--- begin Excerpted data ---
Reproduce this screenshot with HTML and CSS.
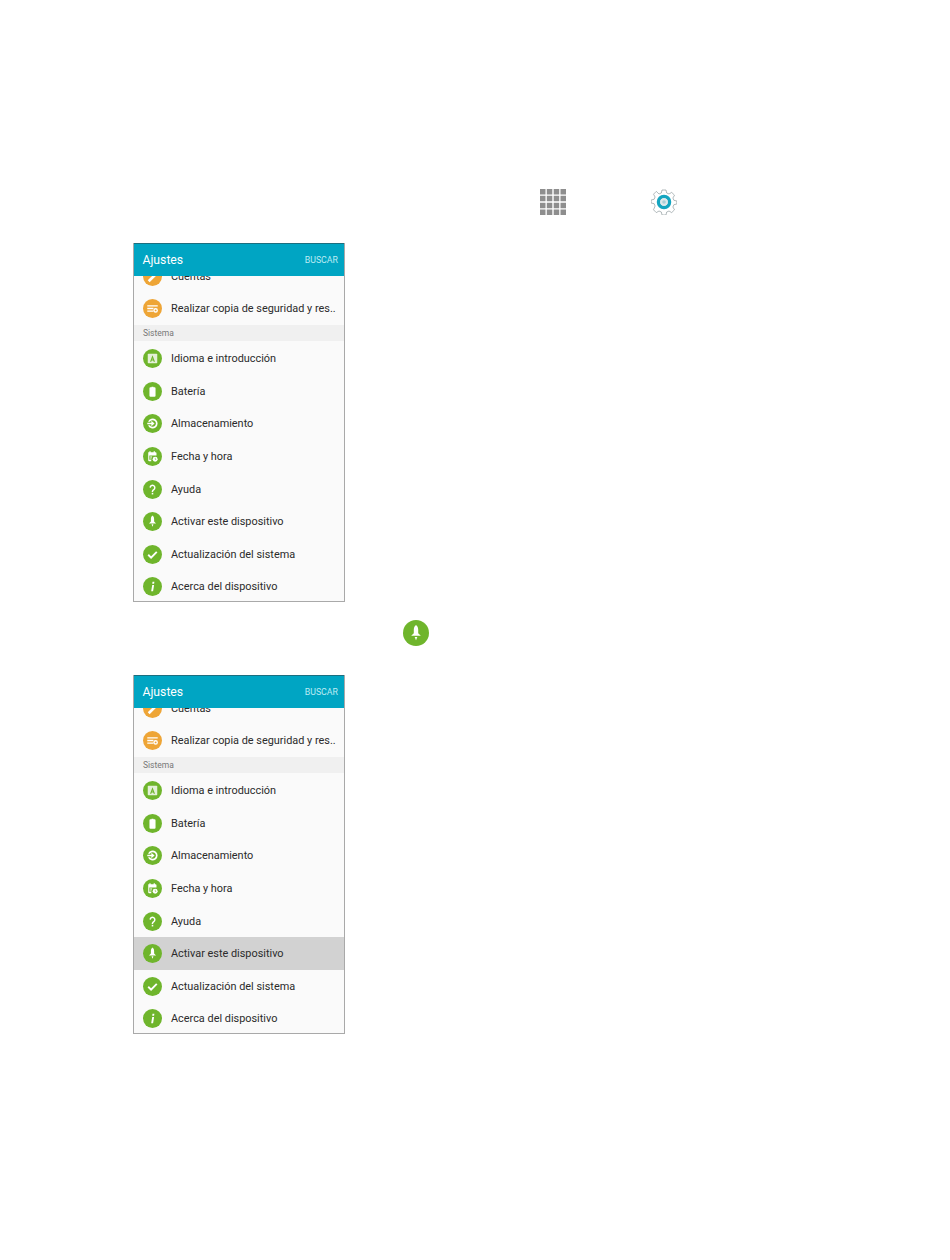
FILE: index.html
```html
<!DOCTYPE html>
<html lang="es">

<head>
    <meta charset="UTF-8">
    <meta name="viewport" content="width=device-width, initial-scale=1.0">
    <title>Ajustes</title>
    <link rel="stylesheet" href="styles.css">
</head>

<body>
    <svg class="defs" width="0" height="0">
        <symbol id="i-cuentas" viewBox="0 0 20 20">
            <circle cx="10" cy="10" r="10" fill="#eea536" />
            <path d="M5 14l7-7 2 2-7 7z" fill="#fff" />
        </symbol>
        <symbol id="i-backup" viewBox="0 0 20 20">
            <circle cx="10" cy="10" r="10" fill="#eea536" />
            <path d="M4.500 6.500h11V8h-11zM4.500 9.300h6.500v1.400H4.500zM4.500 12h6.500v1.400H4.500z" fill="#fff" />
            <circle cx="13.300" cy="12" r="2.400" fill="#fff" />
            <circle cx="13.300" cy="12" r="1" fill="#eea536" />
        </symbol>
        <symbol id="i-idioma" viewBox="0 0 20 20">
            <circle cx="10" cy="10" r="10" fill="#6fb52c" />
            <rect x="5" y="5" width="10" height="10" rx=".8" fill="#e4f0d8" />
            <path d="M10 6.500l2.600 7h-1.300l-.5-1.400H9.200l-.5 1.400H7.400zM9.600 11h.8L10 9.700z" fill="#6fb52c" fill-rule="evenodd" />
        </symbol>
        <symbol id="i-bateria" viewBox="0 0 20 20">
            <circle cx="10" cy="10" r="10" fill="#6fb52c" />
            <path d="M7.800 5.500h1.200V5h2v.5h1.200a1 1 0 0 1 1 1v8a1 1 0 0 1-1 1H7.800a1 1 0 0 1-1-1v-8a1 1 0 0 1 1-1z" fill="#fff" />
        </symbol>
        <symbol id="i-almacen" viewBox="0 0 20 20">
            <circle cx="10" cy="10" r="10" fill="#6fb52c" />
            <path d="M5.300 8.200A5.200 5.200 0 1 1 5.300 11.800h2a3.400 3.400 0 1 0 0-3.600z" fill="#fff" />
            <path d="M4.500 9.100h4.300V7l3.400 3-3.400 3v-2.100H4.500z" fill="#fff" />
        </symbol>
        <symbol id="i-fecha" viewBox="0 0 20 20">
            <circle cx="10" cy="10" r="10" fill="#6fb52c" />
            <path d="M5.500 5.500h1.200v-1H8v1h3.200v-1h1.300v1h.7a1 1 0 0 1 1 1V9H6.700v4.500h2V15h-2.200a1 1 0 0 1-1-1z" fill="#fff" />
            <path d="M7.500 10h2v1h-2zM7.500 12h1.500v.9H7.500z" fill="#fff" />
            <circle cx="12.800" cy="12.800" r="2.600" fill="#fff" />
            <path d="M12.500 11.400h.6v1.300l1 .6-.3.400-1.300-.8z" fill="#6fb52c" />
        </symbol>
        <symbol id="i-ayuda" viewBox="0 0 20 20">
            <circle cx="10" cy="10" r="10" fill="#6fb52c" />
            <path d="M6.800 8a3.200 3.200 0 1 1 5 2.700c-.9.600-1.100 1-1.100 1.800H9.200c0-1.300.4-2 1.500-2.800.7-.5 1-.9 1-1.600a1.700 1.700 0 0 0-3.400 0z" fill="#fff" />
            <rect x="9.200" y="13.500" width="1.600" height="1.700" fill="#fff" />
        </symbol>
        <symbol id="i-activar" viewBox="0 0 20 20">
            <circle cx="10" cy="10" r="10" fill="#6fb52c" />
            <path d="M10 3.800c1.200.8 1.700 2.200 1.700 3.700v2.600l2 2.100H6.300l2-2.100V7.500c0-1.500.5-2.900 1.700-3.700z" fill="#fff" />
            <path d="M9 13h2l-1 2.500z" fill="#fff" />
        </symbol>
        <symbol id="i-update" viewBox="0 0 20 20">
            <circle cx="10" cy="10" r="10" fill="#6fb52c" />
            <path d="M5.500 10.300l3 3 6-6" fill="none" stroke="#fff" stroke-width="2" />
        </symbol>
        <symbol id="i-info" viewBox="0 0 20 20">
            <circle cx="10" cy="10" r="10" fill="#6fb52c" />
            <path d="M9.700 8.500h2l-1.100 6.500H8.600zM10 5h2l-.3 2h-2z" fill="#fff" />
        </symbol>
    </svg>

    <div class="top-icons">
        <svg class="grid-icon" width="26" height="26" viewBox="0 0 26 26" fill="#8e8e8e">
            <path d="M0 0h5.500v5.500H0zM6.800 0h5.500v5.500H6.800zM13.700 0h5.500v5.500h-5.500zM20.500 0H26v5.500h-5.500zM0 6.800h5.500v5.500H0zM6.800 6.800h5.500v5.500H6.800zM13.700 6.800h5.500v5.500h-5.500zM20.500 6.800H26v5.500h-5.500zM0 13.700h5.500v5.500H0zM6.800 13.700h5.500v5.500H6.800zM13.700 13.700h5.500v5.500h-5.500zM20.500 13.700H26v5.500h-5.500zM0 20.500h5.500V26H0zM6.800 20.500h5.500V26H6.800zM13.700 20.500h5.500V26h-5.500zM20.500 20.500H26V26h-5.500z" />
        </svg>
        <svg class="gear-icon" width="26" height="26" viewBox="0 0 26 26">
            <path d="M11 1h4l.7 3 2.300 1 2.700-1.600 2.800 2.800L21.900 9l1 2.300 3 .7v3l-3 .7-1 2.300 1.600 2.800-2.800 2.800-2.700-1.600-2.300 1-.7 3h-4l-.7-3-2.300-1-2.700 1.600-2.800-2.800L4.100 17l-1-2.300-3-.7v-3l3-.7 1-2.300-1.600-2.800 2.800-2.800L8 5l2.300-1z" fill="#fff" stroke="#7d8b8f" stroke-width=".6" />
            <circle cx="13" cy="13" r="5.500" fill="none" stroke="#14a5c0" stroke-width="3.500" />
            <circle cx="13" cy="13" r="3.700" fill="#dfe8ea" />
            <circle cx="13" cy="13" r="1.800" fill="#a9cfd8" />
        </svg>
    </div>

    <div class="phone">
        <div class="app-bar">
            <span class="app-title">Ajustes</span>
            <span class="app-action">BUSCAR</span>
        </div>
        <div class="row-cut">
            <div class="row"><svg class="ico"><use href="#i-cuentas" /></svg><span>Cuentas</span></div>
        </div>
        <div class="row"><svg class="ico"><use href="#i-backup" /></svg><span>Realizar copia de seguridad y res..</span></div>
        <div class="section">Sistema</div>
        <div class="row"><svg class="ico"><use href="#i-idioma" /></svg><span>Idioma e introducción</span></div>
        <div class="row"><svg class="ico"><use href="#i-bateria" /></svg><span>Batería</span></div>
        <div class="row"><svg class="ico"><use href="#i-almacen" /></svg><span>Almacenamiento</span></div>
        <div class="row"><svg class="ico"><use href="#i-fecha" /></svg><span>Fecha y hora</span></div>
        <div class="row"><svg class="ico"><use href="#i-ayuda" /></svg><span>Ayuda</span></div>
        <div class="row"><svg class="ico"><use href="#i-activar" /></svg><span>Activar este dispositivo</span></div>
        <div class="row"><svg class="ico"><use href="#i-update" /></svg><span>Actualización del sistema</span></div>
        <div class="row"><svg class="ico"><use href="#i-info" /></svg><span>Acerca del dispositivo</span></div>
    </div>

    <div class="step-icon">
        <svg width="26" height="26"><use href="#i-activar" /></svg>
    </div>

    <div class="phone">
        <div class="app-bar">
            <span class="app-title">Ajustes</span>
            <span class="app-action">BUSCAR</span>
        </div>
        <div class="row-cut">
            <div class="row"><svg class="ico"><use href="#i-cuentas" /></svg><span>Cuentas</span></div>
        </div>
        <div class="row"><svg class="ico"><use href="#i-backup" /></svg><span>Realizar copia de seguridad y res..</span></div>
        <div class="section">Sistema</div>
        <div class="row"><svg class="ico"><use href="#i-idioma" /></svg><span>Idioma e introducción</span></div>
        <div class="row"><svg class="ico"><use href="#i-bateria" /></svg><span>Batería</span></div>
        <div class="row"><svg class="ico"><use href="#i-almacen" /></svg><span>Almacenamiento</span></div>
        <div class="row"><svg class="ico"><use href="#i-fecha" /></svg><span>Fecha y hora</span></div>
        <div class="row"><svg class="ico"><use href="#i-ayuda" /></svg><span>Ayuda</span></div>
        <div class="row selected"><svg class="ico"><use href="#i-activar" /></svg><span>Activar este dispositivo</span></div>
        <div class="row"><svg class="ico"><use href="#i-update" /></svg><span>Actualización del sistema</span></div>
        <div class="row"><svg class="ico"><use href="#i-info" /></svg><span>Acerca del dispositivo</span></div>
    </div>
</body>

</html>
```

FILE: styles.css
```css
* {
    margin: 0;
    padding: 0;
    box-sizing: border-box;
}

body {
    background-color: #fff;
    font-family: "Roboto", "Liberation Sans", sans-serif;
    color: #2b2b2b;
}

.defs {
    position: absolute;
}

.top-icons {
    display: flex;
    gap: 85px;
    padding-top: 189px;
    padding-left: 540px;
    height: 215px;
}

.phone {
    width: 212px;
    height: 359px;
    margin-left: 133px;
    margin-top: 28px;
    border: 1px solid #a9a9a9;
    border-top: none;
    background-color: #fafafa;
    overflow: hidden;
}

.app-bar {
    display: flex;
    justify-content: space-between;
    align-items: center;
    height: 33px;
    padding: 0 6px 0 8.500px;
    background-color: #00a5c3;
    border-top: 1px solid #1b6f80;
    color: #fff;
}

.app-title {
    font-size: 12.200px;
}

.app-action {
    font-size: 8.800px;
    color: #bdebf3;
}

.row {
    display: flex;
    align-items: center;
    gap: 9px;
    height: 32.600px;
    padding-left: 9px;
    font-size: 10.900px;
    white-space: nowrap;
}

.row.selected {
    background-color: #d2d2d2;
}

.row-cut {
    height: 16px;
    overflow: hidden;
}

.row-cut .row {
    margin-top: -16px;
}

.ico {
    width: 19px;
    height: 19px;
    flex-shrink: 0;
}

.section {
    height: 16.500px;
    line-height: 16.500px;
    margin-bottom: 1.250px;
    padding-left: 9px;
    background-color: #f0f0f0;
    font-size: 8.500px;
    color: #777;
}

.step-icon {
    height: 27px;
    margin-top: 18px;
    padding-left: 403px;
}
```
--- end Excerpted data ---
--- begin Excerpted data ---
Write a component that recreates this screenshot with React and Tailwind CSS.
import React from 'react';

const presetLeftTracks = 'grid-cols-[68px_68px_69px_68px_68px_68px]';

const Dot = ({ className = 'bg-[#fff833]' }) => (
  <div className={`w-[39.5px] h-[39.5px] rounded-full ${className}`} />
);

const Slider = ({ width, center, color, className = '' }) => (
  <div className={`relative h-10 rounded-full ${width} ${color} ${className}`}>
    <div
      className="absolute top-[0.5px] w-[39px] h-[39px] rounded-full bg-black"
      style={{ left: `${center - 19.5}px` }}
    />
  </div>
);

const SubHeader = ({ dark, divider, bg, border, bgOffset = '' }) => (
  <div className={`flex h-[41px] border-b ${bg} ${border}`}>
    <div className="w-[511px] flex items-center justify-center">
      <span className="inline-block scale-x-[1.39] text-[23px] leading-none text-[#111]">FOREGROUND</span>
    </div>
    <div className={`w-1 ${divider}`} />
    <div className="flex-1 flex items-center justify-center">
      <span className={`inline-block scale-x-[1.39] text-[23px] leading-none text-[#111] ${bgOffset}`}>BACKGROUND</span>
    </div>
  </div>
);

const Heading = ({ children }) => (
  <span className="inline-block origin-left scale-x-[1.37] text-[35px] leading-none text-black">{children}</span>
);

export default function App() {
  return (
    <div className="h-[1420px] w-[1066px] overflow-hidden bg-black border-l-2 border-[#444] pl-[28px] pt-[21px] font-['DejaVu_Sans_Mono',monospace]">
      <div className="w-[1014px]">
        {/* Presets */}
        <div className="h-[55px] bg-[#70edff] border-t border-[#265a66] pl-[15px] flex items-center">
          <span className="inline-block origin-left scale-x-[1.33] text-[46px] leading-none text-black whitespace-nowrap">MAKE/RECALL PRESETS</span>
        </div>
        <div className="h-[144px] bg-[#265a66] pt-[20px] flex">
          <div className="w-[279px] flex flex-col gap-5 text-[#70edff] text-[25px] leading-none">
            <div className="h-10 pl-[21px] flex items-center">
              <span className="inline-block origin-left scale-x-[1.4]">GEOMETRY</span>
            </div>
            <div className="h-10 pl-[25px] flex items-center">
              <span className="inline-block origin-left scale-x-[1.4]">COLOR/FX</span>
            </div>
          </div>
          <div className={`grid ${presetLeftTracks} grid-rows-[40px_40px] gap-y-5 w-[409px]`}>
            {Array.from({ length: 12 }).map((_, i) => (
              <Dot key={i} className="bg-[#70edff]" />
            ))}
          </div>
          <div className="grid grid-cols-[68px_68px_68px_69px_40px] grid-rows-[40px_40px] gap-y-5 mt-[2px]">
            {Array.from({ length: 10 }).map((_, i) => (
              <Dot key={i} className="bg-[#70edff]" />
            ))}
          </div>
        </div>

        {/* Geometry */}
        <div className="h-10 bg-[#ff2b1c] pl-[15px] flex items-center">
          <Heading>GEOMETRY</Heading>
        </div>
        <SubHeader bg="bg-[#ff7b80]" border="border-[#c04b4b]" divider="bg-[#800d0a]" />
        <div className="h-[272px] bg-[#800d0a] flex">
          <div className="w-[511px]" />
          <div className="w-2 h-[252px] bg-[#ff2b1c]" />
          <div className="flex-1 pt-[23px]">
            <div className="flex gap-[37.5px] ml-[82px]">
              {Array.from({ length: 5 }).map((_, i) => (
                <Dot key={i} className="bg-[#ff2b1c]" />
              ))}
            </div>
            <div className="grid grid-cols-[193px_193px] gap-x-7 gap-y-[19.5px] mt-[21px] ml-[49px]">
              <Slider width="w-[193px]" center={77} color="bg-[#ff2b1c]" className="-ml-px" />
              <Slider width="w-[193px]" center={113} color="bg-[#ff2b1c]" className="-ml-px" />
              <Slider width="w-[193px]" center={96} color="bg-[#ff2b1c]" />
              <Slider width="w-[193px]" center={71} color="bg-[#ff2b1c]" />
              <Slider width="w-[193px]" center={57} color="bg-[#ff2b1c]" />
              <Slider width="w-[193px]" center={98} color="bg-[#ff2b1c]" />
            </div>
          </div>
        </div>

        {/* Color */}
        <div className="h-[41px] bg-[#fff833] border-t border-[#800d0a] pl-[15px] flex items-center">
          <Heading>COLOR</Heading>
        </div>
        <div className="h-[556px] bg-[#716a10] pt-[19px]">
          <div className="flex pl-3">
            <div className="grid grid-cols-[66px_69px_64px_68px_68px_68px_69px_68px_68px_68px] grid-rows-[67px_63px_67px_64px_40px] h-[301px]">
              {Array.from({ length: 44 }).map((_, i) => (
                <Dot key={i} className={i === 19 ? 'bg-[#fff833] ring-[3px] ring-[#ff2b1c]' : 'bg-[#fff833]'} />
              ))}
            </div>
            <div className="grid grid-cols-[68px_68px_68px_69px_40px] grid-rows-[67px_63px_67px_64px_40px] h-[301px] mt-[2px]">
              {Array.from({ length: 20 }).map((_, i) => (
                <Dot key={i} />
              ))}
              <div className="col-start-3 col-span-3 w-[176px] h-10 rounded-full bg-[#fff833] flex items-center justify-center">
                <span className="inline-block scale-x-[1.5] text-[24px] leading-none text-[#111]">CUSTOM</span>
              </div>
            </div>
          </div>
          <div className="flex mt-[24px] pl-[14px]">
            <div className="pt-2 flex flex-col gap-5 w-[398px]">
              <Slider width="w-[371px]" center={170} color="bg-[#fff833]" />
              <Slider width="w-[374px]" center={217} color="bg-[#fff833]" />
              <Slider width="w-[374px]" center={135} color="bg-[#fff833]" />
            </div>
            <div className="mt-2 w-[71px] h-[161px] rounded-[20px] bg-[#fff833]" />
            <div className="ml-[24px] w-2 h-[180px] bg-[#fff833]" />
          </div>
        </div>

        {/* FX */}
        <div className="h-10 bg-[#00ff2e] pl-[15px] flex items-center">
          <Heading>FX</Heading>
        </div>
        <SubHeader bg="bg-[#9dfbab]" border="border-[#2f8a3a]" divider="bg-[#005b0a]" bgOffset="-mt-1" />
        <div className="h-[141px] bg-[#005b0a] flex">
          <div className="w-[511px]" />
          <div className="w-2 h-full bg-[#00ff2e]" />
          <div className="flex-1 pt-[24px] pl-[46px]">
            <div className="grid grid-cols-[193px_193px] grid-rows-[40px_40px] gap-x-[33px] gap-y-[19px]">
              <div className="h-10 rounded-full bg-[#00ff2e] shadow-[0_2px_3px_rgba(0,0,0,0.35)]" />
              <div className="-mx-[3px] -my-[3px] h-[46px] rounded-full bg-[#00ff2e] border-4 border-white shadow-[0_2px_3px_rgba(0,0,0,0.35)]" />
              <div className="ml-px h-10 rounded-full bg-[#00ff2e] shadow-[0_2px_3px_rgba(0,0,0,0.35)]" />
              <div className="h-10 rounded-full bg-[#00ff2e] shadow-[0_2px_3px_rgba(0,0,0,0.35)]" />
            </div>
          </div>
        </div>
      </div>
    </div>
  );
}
--- end Excerpted data ---
** Work to complete **
Show all lines from the listing above in which "React" appears.

** Answer for the task **
Write a component that recreates this screenshot with React and Tailwind CSS.
import React from 'react';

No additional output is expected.